▸ **Task statement**
Retype the opening lines of the data exactly, stopping after the line that contains "number; toks: Tok[]". Skip every picture.

▸ **Material provided**
☆ ☆ ☆ ☆ ☆

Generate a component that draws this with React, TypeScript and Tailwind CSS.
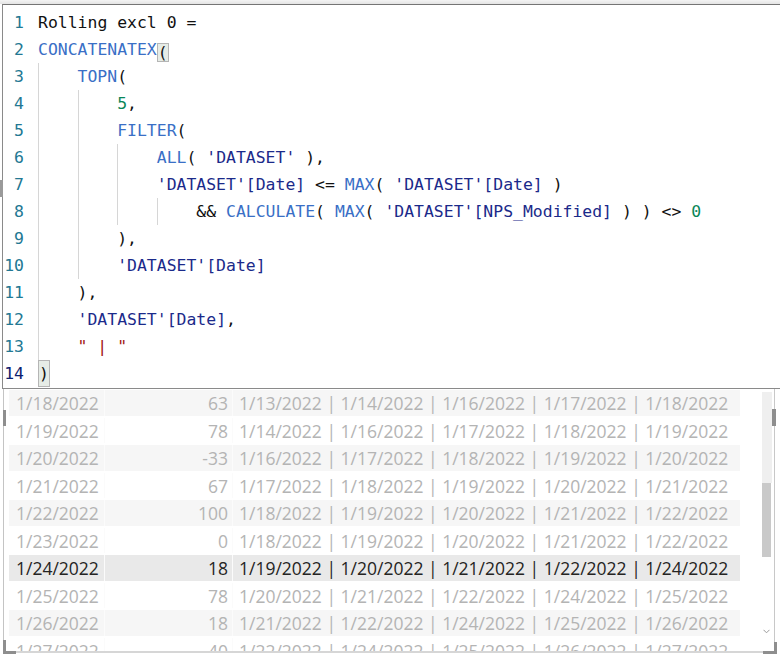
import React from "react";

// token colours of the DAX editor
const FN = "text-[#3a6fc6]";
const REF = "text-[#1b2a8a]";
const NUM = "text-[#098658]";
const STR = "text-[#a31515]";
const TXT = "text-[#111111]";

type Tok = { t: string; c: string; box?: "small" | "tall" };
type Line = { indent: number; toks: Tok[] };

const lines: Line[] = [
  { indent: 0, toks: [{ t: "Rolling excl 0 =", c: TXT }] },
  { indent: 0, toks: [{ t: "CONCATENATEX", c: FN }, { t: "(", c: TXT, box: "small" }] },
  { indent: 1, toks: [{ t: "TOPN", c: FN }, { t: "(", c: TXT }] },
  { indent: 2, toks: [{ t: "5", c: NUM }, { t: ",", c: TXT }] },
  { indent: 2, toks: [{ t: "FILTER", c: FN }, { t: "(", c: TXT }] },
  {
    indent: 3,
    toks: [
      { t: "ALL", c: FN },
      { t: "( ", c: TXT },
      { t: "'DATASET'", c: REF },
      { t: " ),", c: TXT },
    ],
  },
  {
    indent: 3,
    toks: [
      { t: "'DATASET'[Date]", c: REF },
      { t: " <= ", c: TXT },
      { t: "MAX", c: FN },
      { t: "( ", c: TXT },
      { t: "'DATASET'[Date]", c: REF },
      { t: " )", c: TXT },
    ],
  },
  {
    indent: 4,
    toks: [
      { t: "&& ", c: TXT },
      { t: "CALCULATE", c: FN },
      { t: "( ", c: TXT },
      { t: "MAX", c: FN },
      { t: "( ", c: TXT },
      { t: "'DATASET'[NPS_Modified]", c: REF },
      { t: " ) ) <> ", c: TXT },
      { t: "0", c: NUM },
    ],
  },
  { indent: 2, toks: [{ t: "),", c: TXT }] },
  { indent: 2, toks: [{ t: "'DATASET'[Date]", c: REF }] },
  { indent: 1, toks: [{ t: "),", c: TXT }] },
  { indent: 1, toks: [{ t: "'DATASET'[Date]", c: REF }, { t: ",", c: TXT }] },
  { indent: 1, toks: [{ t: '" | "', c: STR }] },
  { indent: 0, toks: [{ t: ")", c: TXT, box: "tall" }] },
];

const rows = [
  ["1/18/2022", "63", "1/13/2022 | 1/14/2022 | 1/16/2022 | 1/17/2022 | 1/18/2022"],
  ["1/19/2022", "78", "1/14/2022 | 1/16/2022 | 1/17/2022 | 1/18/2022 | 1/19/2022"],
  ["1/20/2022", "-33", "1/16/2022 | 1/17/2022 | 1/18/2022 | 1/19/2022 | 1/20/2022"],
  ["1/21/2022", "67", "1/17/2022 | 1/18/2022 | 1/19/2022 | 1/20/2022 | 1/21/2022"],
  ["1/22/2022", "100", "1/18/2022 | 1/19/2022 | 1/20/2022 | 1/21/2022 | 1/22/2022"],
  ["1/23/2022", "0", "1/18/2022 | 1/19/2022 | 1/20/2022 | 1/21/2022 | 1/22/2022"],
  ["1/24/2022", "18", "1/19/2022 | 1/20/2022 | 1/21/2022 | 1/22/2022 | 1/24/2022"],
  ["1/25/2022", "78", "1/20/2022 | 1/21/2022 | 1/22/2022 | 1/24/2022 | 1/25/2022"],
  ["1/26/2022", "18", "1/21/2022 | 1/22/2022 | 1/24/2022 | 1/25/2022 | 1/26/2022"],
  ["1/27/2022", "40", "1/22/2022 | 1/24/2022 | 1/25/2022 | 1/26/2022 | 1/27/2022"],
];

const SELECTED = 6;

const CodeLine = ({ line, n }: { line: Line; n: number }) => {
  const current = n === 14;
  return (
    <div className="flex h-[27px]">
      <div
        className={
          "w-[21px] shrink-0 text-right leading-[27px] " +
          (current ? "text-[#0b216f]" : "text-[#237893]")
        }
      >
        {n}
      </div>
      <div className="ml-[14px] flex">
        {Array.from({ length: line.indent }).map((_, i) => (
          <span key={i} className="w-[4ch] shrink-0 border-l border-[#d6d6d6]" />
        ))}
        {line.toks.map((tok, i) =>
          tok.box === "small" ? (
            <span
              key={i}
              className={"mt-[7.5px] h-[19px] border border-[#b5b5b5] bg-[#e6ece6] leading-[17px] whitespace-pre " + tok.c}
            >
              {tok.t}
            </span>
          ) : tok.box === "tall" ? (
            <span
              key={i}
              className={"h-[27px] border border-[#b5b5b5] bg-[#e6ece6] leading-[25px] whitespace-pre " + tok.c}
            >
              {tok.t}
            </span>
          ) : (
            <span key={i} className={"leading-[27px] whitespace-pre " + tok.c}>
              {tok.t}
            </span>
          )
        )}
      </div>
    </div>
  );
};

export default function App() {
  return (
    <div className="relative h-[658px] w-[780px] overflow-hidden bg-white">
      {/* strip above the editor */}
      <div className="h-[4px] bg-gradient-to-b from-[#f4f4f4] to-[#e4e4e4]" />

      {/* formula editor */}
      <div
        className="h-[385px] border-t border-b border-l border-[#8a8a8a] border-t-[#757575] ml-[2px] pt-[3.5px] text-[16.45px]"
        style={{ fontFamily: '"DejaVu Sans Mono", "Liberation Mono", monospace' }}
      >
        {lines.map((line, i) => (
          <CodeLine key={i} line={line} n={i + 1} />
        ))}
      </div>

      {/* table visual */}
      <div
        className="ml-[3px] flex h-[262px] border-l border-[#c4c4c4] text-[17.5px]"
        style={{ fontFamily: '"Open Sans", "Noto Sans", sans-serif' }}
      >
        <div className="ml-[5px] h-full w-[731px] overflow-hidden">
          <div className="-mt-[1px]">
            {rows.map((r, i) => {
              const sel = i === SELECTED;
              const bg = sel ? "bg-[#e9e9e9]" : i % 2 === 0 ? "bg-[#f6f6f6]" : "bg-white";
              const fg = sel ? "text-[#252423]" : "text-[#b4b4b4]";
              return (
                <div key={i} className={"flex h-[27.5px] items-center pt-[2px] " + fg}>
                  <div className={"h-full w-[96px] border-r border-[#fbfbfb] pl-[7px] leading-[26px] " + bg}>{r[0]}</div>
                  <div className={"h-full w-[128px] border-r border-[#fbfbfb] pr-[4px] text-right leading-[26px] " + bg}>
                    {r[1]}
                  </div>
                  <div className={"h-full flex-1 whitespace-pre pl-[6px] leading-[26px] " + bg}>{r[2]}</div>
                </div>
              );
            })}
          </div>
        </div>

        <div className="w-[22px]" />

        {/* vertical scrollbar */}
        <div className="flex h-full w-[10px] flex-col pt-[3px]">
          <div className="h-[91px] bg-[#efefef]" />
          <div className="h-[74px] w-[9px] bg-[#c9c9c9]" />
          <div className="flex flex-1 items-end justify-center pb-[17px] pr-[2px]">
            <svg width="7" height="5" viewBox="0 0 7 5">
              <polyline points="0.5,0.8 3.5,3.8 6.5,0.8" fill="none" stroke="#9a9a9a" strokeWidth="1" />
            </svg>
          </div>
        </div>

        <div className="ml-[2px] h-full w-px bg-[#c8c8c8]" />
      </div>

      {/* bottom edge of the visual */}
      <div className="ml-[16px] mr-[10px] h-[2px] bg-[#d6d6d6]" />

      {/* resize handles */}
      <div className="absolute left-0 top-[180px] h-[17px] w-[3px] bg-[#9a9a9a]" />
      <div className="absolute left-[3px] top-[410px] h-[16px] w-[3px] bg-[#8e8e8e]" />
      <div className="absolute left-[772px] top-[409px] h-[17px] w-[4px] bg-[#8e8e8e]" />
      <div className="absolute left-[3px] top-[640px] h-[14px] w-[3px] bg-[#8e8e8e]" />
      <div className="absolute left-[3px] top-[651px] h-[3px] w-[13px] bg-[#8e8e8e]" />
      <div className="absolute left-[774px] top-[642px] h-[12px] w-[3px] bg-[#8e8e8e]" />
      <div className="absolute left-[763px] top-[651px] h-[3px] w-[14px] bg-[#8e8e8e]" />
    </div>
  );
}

☆ ☆ ☆ ☆ ☆

▸ **Written answer**
Generate a component that draws this with React, TypeScript and Tailwind CSS.
import React from "react";

// token colours of the DAX editor
const FN = "text-[#3a6fc6]";
const REF = "text-[#1b2a8a]";
const NUM = "text-[#098658]";
const STR = "text-[#a31515]";
const TXT = "text-[#111111]";

type Tok = { t: string; c: string; box?: "small" | "tall" };
type Line = { indent: number; toks: Tok[] };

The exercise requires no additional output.